Agonised Lib Dem MPs are meeting to vote on whether to accept or reject going into government with a Conservative party that many of them despise. Ashdown admits that he, like them, has been severely torn. He says he came to the meeting intending to resign. But having examined the coalition deal on the table, his mind was turned. “Fuck it: let’s do it,” Ashdown declares. The tension is broken, applause breaks out, and opposition melts away.

The records show that the subsequent vote of MPs in favour of teaming up with the Tories was won by 50 to none, with a handful of abstentions. The scene then switches to No 10 where two smiling young leaders are about to face the cameras in the Rose Garden as happy partners in a marriage that both agreed would usher in a new kind of politics.

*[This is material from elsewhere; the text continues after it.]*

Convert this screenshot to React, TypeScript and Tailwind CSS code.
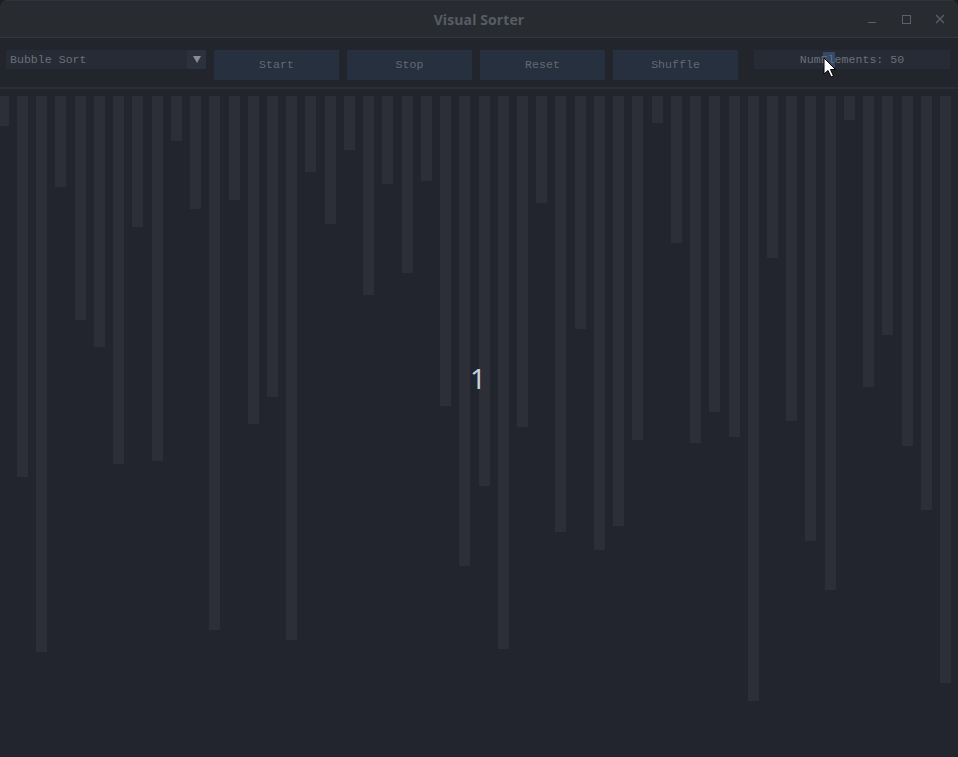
import React from "react";

const bottoms = [126,477,652,187,320,347,464,227,461,141,209,630,200,424,397,640,172,224,150,295,184,273,181,406,566,486,649,427,203,532,329,550,526,440,123,243,443,412,437,701,258,421,541,590,120,387,335,446,510,683];

export default function App() {
  const mono = { fontFamily: '"Liberation Mono", "DejaVu Sans Mono", monospace' };
  return (
    <div className="relative w-[958px] h-[757px] overflow-hidden bg-[#1c1e22]">
      <div className="flex flex-col w-[958px] h-[757px] bg-[#22252d] rounded-t-[7px] overflow-hidden">
        {/* Title bar */}
        <div className="relative flex items-center justify-center h-[38px] shrink-0 bg-[#282b30] border-t border-[#30333a] border-b border-b-[#32363d]">
          <span
            className="text-[14px] font-bold text-[#585c63] tracking-[0.1px]"
            style={{ fontFamily: '"Open Sans", "Noto Sans", sans-serif' }}
          >
            Visual Sorter
          </span>
          <div className="absolute right-0 top-0 h-full">
            <svg width="100" height="36" viewBox="858 0 100 36">
              <line x1="868" y1="21.5" x2="876" y2="21.5" stroke="#5b5f66" strokeWidth="1" />
              <rect x="902.5" y="14.5" width="8" height="8" fill="none" stroke="#5b5f66" strokeWidth="1" />
              <line x1="936" y1="14" x2="944" y2="22" stroke="#5b5f66" strokeWidth="1.2" />
              <line x1="944" y1="14" x2="936" y2="22" stroke="#5b5f66" strokeWidth="1.2" />
            </svg>
          </div>
        </div>

        {/* Toolbar */}
        <div className="flex items-start h-[49px] shrink-0 pt-[12px] pl-[6px] bg-[#22252c]" style={mono}>
          <div className="flex items-center w-[200px] h-[19px] bg-[#262b36]">
            <span className="flex-1 pl-[4px] text-[11.6px] leading-none text-[#6b7079]">Bubble Sort</span>
            <div className="flex items-center justify-center w-[19px] h-[19px] bg-[#2c323d]">
              <svg width="10" height="9" viewBox="0 0 10 9">
                <path d="M1 1 L9 1 L5 8 Z" fill="#888c93" />
              </svg>
            </div>
          </div>
          <div className="flex gap-[8px] ml-[8px]">
            {["Start", "Stop", "Reset", "Shuffle"].map((t) => (
              <div
                key={t}
                className="flex items-center justify-center w-[125px] h-[30px] bg-[#27303e] text-[11.6px] text-[#636974]"
              >
                {t}
              </div>
            ))}
          </div>
          <div className="relative flex items-center justify-center ml-[16px] w-[196px] h-[19px] bg-[#262b36]">
            <div className="absolute left-[69px] top-[2px] w-[12px] h-[15px] bg-[#354969]" />
            <span className="relative text-[11.6px] leading-none text-[#6b7079]">NumElements: 50</span>
          </div>
        </div>
        <div className="h-[2px] shrink-0 bg-[#2b2e36]" />
        <div className="h-[7px] shrink-0" />

        {/* Bars */}
        <div className="relative flex-1">
          <svg width="958" height="661" viewBox="0 0 958 661" shapeRendering="crispEdges">
            {bottoms.map((b, i) => (
              <rect
                key={i}
                x={Math.round(-2.2 + i * 19.23)}
                y={0}
                width={11}
                height={b - 96}
                fill="#2c2f38"
              />
            ))}
          </svg>
          <div
            className="absolute left-[478px] top-[282px] -translate-x-1/2 -translate-y-1/2 text-[28px] leading-none text-[#c9d1dc]"
            style={{ fontFamily: '"Noto Sans", "Open Sans", sans-serif' }}
          >
            1
          </div>
        </div>
      </div>

      {/* Mouse cursor */}
      <svg className="absolute left-[823px] top-[57px]" width="14" height="22" viewBox="0 0 14 22">
        <path
          d="M1 1 L1 17 L5 13.5 L8 20 L10.5 19 L7.5 12.5 L12.5 12.5 Z"
          fill="#ffffff"
          stroke="#000000"
          strokeWidth="1"
          strokeLinejoin="round"
        />
      </svg>
    </div>
  );
}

Almost five years on, last Thursday night, in the ITV leaders’ debate, there was a moment that was just as gripping, but altogether less harmonious – and certainly not “new politics”. Clegg turned on Cameron, accusing him of planning “ideologically driven cuts” of £3bn to the schools budget in the next parliament. A visibly angry Cameron fired back: “Nick, I defend all of the decisions we took and I think your sort of pick-and-mix approach really is not going to convince anyone.” Clegg was furious. “No, no, no. I remember vividly when your party wanted to cut spending for schools at the beginning of the last parliament and I said no because you don’t make society fairer by cutting the money that goes to nurseries, colleges and schools.”

There was nothing confected about the angry exchanges. Five years of coalition has taken its toll on both leaders and both parties. The Lib Dems, having seen their support slump dramatically while in government, are now fighting for survival on 7 May. They have an uphill struggle and a difficult balance to strike, preaching in one breath about the achievements of coalition while in the next denouncing the Tories, as they seek to reassert some independence.

Meanwhile, the Conservatives, desperate to become the largest party, attack the Lib Dems for holding them back and say a vote for Clegg’s party will let Labour in. The 2010 marriage is in its final, bitter throes.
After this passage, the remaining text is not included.